Se però il successo dei “sì” al referendum non fosse così travolgente, un po’ per ragioni di astensionismo (non  vediamo in giro molto entusiasmo per il tema), un po’ per una quota di “no” molto superiore al previsto, i Cinque Stelle si troverebbero ad essere quantomeno ridimensionati. E questo nel momento in cui una componente significativa del PD continua a premere sul mantra della alleanza strategica e strutturale con M5S, al massimo vagamente controbilanciata, secondo una proposta di Goffredo Bettini, da uno spazio altrettanto strutturale da dare ad una componente “liberal-riformista” da affidare in costruzione alle capacità politiche di Renzi.

Un ridimensionamento dei Cinque Stelle, più ancora che un successo del centrodestra alle regionali, cambierebbe il quadro della politica autunnale. Non crediamo nell’ottica di una fine della legislatura, impossibile da realizzare per l’impegno a tentare l’assalto ai fondi del Rceovery Plan, quanto piuttosto nella messa in discussione tanto degli attuali equilibri di governo quanto delle prospettive per la tornata di amministrative del 2021. Se ciò possa significare rimpasto o crisi e nuovo esecutivo con la stessa maggioranza (se anche con lo stesso premier sarà da vedere) dipenderà da tante circostanze, ma ci pare impossibile che in quel caso tutto resti come prima.
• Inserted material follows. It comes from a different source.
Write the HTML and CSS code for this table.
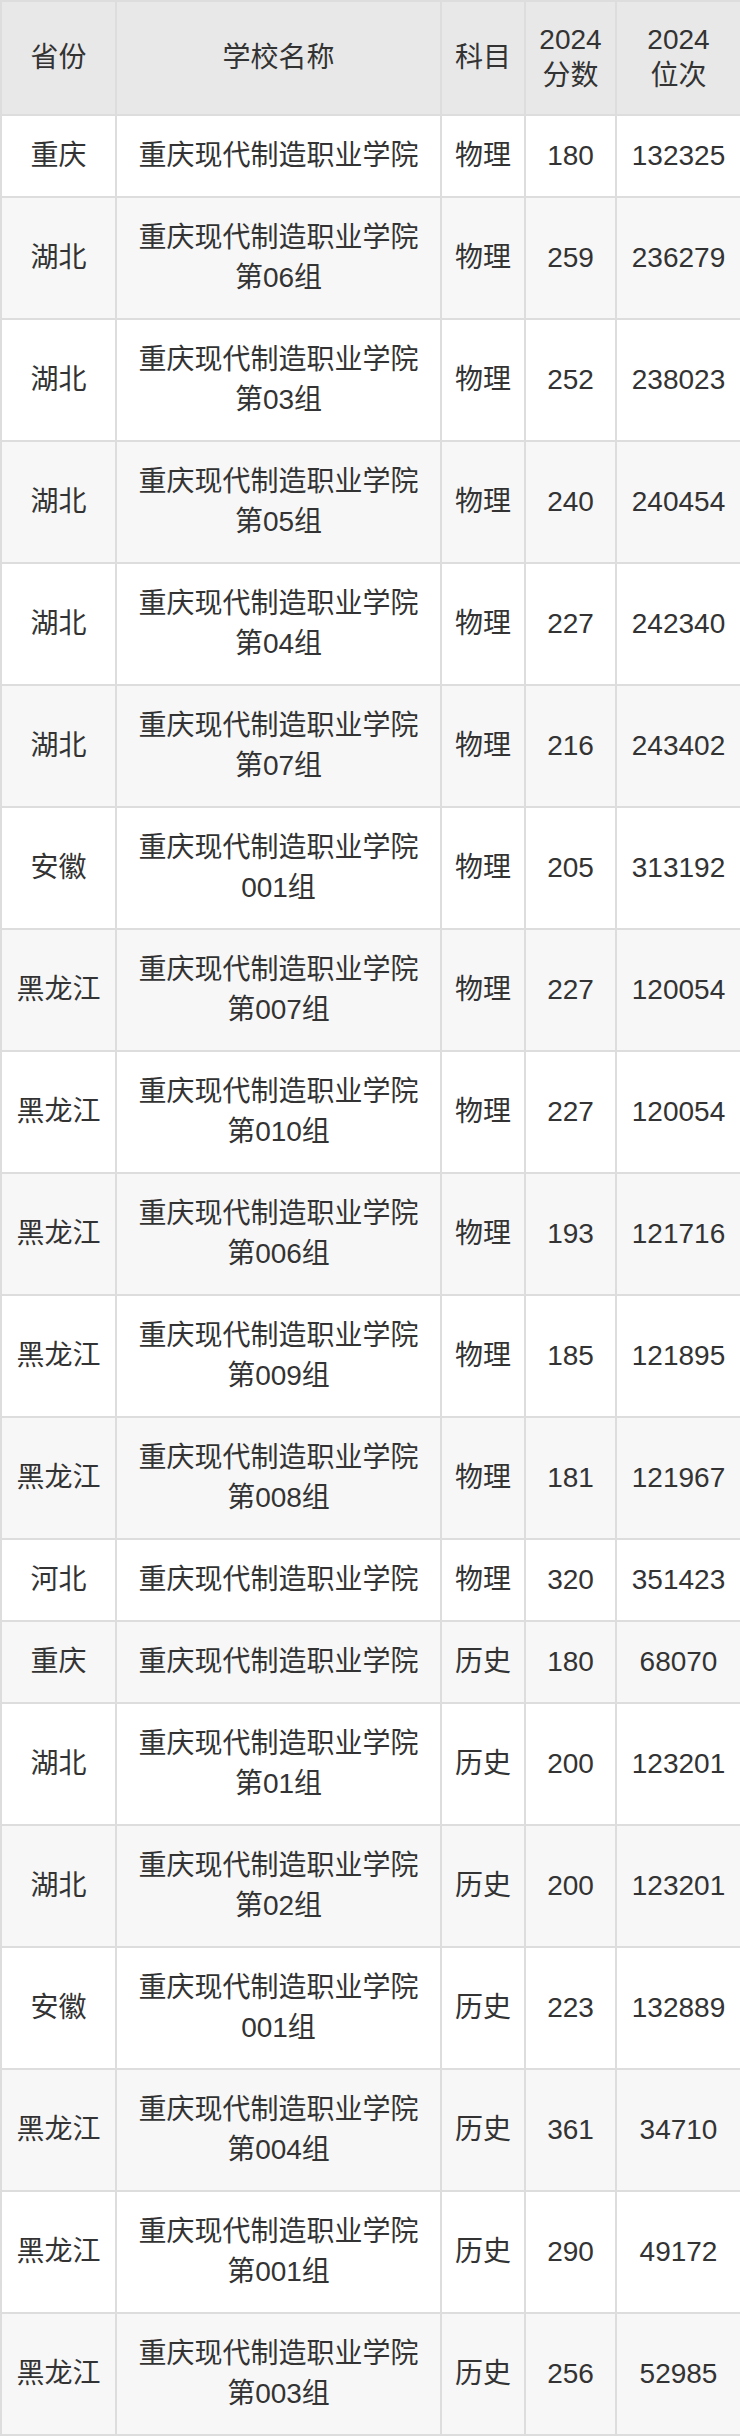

E non sarà così neppure nel caso in cui le urne di settembre mostrassero una buona tenuta di M5S, che a quel punto si riterrebbe fuori dalla crisi e penserebbe solo ad alzare la posta nei vari maneggi in cui è impegnato (cosa che i capi pentastellati hanno mostrato di saper fare benissimo). Questo non solo acuirebbe gli scontri interni ad M5S, perché fornirebbe argomenti a sostegno tanto della tesi dei “governisti” quanto di quella degli “alternativi”, ma comporterebbe una ricaduta di destabilizzazione anche sul governo perché renderebbe più difficile comporre le conflittualità per non dire le concorrenze interne alla attuale maggioranza con riflessi pesanti anche sulla posizione di Conte.